Which lines in the material below contain the word "Tailwind"? Copy each of them.

# [PROVIDED MATERIAL]
--- Start ---
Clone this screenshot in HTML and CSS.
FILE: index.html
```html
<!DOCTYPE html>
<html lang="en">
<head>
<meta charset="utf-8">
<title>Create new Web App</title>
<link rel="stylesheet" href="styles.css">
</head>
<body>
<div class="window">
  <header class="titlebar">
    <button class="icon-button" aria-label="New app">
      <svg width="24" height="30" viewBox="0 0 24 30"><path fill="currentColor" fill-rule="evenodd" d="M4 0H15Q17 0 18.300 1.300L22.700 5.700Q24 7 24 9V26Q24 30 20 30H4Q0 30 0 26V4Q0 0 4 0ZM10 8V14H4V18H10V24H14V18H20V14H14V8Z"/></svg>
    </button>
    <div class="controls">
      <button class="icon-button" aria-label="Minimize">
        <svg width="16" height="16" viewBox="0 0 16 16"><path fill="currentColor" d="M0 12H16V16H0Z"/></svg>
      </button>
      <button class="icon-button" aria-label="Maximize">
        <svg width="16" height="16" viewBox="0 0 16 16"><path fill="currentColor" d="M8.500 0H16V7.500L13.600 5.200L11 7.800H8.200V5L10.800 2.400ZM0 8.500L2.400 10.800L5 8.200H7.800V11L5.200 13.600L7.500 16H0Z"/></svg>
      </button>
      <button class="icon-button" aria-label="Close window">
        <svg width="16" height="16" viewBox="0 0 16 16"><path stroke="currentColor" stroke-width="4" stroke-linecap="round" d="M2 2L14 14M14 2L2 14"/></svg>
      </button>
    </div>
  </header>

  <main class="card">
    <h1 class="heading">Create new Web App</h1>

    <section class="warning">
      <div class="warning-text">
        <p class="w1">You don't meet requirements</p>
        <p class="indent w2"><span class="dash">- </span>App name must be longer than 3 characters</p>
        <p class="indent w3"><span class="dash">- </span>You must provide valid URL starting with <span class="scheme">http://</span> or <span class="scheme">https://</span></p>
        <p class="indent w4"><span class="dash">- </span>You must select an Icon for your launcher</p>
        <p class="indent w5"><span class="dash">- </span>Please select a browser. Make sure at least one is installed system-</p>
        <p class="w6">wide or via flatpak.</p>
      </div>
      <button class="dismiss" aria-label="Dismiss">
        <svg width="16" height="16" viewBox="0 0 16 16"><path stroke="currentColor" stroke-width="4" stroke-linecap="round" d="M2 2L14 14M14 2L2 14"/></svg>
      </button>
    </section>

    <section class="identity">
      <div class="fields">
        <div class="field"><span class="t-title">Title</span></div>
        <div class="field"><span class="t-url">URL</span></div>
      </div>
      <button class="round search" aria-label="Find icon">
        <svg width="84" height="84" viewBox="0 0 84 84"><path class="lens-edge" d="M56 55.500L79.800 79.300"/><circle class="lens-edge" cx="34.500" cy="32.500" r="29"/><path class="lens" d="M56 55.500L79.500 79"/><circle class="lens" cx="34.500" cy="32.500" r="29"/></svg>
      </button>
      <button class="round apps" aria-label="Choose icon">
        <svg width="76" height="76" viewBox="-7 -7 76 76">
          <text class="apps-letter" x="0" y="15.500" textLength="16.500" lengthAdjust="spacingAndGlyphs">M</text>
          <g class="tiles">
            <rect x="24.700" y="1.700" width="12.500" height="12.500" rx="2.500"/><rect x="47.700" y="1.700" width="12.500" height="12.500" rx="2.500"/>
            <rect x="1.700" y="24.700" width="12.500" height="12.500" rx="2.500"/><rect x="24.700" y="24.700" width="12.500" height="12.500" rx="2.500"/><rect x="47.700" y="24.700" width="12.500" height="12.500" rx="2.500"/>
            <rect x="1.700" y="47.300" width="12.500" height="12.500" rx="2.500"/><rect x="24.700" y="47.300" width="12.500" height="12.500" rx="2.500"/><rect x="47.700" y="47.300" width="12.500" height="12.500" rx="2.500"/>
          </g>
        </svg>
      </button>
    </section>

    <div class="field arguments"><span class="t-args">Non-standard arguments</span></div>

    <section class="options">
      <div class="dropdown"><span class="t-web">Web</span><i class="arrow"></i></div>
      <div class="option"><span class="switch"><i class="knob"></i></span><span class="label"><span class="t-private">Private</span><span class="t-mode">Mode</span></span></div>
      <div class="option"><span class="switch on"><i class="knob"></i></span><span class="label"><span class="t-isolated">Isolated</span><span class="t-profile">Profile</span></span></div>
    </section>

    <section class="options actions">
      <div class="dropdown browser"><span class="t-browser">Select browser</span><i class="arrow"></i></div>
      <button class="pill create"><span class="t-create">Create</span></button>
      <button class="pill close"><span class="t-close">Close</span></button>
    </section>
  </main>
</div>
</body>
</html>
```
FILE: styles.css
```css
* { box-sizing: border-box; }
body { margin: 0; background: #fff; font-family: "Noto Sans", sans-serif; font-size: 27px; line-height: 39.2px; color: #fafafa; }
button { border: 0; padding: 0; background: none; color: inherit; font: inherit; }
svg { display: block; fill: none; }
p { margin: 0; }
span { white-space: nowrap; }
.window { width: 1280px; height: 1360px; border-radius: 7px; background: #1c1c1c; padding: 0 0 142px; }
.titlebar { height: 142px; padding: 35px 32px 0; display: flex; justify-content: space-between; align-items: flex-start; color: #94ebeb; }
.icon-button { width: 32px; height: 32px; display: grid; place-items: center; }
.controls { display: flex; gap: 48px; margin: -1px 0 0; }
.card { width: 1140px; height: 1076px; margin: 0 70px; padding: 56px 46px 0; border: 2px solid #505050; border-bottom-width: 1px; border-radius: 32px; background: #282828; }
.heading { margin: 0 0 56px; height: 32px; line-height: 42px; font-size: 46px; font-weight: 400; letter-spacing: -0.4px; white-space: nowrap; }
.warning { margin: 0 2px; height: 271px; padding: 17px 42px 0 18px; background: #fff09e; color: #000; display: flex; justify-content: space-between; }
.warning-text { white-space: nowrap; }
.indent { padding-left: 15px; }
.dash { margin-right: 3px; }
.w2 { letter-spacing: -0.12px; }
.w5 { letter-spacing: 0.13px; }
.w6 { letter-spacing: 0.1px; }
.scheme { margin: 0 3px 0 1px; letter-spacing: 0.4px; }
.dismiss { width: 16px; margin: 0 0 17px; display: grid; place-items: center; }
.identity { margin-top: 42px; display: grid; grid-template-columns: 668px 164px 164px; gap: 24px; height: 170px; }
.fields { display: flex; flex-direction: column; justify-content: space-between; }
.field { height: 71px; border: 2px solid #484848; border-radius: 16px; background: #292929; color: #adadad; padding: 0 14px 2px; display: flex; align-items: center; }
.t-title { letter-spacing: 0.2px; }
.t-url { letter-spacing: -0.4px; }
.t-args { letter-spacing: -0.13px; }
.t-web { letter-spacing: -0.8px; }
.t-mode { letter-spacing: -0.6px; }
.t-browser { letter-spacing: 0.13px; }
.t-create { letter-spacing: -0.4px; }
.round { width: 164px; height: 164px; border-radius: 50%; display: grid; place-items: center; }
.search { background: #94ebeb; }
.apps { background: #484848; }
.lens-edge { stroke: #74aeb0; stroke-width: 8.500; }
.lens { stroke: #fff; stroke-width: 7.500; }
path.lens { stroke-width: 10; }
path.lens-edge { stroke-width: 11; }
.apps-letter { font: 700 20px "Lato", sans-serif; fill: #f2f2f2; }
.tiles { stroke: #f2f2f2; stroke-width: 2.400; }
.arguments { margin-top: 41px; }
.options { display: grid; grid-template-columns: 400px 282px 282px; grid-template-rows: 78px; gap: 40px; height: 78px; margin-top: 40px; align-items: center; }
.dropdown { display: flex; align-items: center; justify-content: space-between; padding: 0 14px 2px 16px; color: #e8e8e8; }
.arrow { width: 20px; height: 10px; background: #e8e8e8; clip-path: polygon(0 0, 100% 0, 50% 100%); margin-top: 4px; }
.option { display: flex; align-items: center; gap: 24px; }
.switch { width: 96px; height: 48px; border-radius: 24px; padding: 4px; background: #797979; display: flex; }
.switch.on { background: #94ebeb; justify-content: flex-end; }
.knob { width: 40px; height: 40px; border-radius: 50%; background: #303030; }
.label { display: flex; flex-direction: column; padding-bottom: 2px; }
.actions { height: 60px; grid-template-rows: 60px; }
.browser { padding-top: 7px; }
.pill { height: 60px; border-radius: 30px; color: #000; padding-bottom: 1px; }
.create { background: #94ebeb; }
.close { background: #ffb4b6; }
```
--- End ---
--- Start ---
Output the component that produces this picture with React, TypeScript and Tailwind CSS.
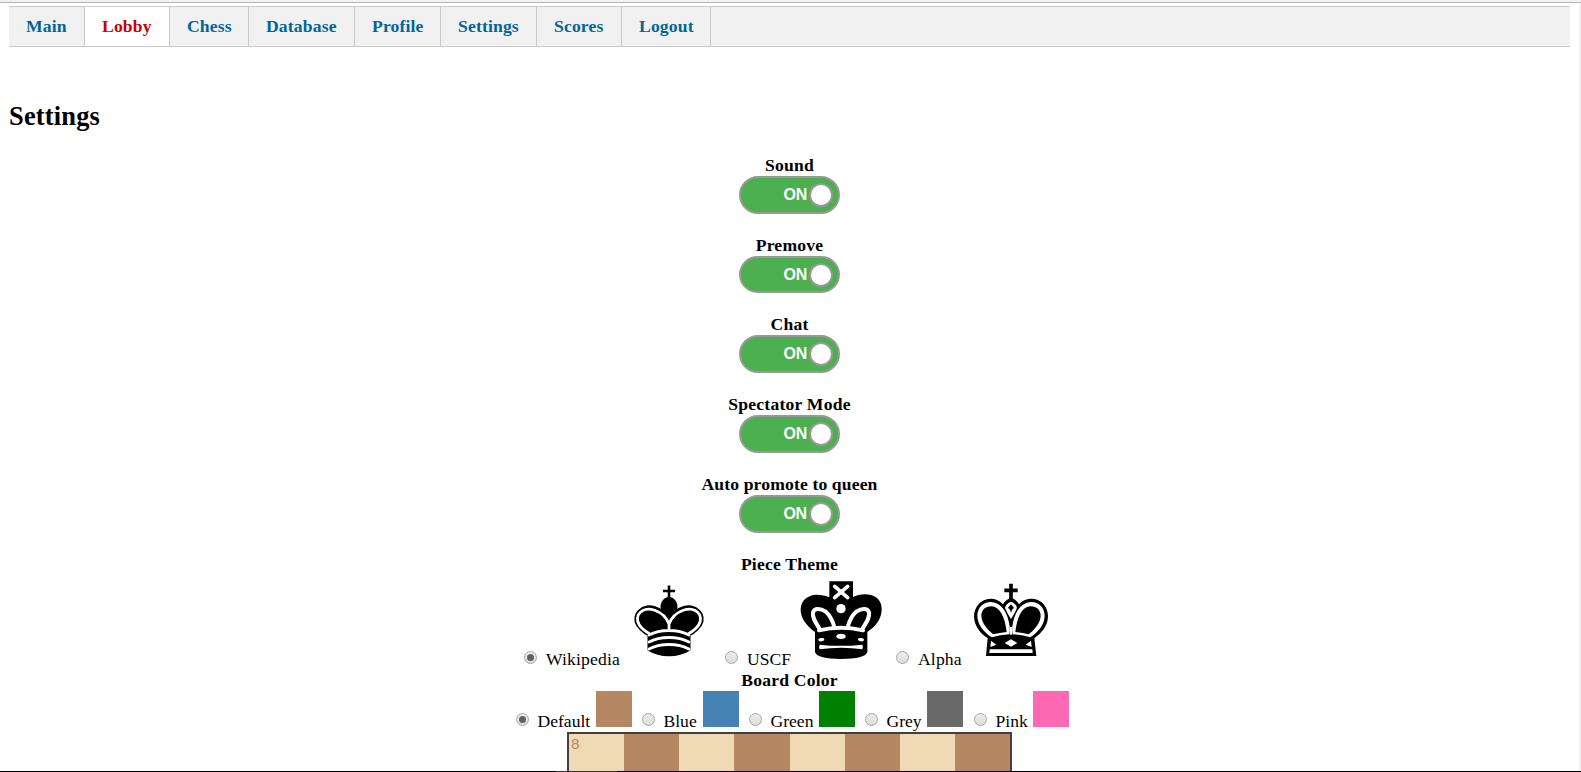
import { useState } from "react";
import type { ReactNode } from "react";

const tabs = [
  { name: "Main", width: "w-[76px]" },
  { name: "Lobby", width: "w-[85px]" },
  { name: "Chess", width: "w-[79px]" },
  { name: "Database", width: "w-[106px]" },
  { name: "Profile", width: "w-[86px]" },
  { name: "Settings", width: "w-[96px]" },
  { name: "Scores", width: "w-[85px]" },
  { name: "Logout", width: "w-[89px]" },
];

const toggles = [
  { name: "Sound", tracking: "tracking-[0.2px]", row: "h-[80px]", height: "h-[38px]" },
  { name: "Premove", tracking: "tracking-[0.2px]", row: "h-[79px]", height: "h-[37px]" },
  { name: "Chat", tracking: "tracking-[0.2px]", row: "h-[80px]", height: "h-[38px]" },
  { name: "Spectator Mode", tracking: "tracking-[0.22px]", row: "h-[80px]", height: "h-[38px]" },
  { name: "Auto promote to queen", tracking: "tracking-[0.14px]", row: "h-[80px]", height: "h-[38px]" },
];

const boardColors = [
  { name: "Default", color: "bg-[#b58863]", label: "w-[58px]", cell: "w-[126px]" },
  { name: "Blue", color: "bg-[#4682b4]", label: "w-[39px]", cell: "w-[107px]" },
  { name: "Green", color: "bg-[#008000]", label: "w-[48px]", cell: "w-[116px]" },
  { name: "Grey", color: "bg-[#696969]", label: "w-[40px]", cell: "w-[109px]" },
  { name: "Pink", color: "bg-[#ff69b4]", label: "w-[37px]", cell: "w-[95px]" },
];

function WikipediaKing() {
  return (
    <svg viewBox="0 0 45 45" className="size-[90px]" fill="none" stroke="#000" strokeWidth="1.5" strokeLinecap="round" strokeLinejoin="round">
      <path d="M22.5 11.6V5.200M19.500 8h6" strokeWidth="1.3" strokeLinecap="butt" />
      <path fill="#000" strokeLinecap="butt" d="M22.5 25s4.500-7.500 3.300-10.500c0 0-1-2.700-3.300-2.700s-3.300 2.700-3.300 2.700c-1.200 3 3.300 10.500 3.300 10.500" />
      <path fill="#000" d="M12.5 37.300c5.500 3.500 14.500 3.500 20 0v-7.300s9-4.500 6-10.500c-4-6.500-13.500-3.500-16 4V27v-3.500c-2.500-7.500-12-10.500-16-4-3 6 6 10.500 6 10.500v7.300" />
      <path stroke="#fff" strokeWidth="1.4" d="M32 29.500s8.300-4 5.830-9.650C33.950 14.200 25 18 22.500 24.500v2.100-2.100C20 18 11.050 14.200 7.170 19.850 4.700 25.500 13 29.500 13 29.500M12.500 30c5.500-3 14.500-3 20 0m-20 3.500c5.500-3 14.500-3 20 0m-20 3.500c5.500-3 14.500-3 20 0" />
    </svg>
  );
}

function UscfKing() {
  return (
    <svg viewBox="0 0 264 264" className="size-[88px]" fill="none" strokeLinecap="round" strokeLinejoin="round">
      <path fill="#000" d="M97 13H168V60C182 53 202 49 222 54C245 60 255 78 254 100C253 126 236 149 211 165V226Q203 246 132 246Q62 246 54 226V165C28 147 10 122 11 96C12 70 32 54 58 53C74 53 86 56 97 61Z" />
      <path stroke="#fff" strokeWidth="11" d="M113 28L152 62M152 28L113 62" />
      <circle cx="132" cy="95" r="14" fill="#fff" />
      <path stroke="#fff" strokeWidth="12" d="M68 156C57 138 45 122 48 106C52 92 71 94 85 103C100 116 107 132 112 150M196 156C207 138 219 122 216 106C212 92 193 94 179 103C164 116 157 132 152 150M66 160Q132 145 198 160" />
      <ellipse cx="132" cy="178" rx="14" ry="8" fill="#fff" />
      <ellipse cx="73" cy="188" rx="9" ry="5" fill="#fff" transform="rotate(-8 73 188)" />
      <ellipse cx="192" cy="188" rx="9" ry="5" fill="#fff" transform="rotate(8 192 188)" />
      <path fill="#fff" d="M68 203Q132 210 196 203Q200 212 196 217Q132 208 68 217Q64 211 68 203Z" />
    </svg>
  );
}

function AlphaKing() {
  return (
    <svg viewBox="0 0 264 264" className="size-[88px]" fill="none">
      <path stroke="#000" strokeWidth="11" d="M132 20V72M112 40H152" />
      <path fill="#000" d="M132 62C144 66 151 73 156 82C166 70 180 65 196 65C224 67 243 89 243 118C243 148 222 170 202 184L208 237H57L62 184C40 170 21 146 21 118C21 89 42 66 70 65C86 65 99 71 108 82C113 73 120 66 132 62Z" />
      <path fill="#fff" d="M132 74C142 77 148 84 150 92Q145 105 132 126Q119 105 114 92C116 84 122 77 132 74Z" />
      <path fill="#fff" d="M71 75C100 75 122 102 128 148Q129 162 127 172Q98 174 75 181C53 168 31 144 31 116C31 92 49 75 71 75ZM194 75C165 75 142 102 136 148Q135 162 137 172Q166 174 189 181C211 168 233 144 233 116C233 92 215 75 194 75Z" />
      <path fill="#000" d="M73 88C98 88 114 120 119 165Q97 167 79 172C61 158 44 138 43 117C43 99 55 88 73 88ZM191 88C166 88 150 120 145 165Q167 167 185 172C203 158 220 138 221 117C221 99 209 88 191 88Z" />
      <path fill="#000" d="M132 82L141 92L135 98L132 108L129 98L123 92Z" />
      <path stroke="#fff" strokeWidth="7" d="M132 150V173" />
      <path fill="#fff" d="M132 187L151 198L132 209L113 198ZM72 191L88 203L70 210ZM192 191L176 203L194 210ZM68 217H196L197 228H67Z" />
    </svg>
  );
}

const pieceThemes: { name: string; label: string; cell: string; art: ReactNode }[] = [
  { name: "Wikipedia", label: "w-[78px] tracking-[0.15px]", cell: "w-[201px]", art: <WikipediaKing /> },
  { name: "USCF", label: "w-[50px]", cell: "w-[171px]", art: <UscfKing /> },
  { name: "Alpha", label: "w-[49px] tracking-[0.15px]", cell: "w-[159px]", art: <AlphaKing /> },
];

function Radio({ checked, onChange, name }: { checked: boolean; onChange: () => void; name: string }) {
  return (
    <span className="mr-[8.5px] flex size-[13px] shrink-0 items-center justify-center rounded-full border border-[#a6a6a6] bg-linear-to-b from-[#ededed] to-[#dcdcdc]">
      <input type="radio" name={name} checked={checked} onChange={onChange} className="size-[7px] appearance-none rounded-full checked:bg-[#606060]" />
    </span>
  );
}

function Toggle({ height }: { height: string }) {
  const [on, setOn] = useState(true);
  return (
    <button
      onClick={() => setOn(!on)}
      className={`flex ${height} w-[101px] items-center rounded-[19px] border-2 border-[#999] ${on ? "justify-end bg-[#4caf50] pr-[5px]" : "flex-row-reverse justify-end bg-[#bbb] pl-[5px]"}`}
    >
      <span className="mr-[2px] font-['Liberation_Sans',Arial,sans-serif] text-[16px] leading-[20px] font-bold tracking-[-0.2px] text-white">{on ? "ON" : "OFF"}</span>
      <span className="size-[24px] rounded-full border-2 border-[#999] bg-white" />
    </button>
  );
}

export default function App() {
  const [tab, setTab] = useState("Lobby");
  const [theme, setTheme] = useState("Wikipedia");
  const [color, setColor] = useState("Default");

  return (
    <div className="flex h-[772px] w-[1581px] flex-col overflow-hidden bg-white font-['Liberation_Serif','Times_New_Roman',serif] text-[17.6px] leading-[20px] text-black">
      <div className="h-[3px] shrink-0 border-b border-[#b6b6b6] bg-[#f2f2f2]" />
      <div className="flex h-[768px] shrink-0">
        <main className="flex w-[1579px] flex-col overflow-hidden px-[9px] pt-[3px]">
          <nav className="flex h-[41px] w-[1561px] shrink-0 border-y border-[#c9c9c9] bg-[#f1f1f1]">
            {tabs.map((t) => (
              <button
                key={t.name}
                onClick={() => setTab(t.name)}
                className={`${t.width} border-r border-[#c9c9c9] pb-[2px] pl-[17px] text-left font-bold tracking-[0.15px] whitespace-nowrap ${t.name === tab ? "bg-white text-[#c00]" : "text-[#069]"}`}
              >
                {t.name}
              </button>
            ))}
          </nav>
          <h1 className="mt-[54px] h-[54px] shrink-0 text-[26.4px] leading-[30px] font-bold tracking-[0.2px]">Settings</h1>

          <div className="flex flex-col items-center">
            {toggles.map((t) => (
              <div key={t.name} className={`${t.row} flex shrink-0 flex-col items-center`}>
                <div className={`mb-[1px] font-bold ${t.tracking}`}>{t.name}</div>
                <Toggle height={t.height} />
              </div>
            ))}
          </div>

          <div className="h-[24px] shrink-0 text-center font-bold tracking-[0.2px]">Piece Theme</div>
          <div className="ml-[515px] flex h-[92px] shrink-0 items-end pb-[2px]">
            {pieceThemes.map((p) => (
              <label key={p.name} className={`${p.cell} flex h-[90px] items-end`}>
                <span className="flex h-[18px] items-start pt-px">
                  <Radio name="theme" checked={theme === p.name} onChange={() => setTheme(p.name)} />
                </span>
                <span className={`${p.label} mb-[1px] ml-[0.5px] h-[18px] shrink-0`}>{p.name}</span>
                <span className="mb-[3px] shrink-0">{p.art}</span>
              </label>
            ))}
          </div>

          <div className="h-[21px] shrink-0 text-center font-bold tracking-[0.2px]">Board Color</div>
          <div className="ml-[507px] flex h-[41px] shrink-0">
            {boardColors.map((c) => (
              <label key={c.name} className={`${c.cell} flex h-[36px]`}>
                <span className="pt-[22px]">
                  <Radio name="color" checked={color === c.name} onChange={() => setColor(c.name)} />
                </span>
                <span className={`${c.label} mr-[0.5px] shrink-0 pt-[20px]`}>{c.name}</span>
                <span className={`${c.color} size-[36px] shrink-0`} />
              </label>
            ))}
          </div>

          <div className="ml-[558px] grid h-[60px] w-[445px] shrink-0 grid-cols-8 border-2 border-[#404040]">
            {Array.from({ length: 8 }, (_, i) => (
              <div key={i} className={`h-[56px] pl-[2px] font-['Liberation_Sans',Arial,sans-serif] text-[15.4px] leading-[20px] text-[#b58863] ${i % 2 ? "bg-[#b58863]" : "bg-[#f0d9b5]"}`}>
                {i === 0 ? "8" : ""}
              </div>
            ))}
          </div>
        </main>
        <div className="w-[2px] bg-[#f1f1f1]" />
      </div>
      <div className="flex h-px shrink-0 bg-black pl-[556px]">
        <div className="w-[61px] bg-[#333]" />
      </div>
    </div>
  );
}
--- End ---
--- Start ---
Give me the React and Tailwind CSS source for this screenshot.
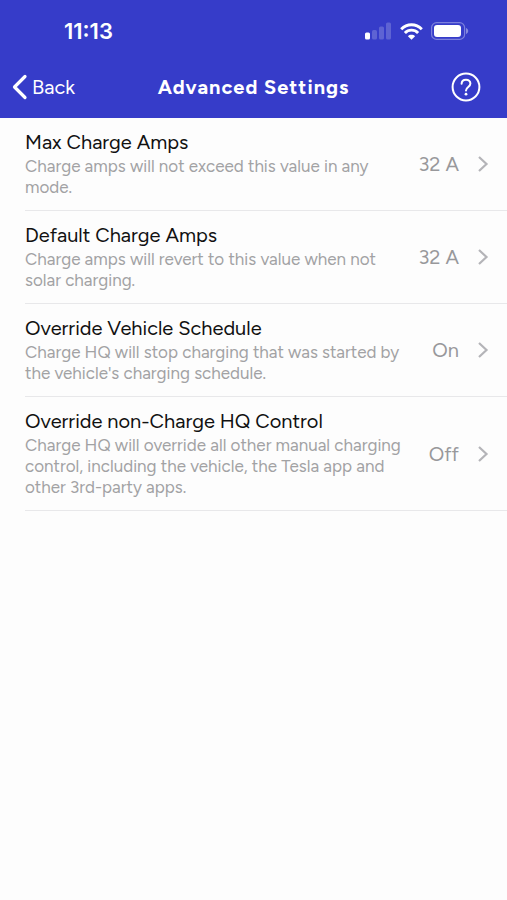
--- End ---
# [REPLY]
Output the component that produces this picture with React, TypeScript and Tailwind CSS.
Give me the React and Tailwind CSS source for this screenshot.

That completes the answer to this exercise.